De kampioen promoveert rechtstreeks naar de eredivisie (mits er niet al een hogere ploeg van dezelfde vereniging in de eredivisie speelt).
De ploegen die als een-na-laatste (dertiende) en laatste (veertiende) eindigen degraderen rechtstreeks naar de hoofdklasse.

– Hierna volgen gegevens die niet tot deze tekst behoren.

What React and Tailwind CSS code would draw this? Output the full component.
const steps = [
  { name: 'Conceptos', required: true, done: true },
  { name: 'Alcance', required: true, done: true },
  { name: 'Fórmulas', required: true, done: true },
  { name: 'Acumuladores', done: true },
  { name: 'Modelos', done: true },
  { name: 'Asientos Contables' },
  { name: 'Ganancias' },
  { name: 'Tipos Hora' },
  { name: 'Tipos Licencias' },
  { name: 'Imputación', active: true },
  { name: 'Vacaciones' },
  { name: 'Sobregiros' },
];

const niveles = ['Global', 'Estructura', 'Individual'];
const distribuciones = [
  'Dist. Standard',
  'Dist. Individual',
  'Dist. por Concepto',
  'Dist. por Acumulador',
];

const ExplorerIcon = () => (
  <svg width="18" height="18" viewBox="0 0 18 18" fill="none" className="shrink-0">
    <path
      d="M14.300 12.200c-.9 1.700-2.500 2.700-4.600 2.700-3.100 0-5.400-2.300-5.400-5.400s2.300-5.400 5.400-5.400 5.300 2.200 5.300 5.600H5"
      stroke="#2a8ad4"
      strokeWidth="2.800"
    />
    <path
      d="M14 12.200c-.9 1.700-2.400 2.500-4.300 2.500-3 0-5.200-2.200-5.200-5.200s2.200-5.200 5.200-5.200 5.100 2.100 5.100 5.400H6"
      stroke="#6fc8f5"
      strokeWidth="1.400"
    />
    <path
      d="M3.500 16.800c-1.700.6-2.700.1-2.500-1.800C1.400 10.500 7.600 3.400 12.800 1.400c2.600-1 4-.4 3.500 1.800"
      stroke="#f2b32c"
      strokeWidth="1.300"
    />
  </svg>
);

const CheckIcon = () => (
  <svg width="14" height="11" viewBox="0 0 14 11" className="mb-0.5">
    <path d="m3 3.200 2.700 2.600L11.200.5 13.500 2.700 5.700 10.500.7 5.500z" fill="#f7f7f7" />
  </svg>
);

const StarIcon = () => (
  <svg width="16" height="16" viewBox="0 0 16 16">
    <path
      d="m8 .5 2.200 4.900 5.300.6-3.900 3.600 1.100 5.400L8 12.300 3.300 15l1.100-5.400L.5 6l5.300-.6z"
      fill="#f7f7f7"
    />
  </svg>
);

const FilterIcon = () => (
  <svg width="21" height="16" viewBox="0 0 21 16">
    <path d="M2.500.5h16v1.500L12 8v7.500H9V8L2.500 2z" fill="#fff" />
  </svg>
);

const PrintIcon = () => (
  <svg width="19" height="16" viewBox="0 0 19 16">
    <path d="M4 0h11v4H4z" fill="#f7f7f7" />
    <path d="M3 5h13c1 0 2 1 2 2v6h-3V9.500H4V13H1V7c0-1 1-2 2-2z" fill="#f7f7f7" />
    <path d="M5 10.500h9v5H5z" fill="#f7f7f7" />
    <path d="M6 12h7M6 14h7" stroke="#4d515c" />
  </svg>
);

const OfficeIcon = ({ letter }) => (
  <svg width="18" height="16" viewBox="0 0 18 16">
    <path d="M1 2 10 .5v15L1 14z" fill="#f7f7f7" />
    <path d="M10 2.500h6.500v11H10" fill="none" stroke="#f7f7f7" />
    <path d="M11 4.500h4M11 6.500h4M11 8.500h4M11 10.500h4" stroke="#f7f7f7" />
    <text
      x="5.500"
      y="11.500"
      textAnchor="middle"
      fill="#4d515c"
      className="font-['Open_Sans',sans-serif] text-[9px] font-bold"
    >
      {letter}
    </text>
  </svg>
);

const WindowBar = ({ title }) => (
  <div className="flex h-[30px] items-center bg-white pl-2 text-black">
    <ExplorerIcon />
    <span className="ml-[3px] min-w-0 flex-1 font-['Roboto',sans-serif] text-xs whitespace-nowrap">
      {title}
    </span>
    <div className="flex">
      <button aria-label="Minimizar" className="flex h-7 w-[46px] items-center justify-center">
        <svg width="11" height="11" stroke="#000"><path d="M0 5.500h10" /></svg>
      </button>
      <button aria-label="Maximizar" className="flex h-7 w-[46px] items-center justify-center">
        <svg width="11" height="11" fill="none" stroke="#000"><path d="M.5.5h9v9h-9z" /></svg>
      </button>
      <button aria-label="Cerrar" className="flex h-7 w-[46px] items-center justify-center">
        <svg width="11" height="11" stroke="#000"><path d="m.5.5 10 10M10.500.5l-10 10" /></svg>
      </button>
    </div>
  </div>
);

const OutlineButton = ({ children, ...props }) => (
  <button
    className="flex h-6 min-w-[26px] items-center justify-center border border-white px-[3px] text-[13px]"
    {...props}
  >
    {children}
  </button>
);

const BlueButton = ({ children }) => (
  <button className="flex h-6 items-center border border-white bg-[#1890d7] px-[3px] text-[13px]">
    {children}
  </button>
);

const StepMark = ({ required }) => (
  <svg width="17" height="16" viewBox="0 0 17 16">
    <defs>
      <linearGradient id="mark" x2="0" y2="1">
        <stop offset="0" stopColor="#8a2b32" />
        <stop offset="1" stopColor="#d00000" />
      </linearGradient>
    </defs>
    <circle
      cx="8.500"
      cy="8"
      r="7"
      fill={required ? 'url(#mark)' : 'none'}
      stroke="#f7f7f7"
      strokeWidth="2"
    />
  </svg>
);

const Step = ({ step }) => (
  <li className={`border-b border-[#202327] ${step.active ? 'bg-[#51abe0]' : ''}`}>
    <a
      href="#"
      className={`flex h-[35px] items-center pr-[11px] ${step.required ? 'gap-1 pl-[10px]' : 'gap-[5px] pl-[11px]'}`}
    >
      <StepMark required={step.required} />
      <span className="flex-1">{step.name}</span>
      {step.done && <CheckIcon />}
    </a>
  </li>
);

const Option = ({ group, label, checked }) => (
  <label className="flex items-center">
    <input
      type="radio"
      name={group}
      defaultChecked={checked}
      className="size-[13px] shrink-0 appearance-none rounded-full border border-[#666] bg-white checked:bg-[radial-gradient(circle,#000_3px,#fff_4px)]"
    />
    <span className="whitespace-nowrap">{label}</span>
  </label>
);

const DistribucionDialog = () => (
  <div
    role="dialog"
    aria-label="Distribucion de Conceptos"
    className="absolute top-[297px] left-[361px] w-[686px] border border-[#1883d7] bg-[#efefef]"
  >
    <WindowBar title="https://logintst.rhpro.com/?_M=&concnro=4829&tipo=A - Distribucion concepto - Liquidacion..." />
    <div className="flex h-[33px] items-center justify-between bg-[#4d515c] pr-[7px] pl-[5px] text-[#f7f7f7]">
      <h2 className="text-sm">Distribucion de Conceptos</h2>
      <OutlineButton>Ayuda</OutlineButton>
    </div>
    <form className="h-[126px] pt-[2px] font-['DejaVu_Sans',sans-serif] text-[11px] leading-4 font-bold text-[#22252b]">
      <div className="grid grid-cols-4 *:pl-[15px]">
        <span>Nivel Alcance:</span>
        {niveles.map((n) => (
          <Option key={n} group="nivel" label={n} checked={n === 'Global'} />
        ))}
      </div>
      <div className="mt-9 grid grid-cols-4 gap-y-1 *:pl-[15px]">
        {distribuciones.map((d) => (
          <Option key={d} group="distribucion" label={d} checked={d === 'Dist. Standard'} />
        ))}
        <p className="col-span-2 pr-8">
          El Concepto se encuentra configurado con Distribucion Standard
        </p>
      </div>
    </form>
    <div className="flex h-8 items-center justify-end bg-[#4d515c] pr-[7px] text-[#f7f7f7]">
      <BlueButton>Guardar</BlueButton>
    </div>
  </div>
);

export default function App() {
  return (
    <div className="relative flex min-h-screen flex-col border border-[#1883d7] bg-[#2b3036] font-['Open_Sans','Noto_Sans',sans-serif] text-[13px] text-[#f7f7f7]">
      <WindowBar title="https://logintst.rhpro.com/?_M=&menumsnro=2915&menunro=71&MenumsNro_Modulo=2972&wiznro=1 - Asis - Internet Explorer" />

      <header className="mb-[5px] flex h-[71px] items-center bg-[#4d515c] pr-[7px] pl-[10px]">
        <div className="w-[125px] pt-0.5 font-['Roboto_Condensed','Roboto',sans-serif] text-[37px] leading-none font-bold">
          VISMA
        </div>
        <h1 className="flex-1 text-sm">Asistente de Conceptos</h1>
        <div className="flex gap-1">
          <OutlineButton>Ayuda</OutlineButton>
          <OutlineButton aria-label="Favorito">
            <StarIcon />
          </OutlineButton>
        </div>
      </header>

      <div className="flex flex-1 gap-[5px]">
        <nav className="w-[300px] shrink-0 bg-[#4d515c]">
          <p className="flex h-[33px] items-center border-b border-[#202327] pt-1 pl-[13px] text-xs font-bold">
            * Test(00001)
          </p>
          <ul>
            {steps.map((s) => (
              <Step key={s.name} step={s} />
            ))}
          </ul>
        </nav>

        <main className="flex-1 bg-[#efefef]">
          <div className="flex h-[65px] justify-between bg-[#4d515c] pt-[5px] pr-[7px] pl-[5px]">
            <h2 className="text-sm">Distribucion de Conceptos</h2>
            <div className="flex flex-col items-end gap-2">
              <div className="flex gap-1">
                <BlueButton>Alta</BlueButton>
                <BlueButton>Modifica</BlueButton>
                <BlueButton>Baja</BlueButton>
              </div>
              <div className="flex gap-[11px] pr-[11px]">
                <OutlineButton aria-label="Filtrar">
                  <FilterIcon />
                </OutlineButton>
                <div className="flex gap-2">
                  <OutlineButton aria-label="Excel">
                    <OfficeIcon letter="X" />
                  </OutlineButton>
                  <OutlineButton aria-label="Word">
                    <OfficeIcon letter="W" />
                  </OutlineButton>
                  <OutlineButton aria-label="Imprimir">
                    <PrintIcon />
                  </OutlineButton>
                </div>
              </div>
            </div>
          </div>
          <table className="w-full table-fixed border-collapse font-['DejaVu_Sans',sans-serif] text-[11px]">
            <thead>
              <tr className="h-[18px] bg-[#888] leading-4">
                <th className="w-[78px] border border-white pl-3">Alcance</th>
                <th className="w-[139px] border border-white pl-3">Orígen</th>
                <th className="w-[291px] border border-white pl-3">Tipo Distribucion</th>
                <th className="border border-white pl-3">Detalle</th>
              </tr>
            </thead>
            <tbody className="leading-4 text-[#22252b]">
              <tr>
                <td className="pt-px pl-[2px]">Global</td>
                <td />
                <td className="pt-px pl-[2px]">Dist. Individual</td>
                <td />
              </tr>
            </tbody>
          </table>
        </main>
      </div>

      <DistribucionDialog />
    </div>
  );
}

Het seizoen wordt onderverdeeld in vier perioden van respectievelijk 6, 7, 7 en 6 wedstrijden. De ploeg die in een periode de meeste punten behaalt, is periodewinnaar en verkrijgt het recht om deel te nemen aan de zogenaamde nacompetitie. Indien de uiteindelijke kampioen, een ploeg die niet mag promoveren, of een degradant een periode wint, wordt het recht tot deelname aan de nacompetitie overgedragen aan het hoogst geklasseerde team in de eindrangschikking dat nog niet aan de nacompetitie deelneemt. In de nacompetitie spelen deze vier ploegen uit de eerste divisie, samen met de nummers elf en twaalf van de regeliere eredivisie competitie, voor één plek in de eredivisie van volgend seizoen.
Er promoveert dus zeker één ploeg, en mogelijk een tweede ploeg via de nacompetitie. Verder degraderen er twee ploegen.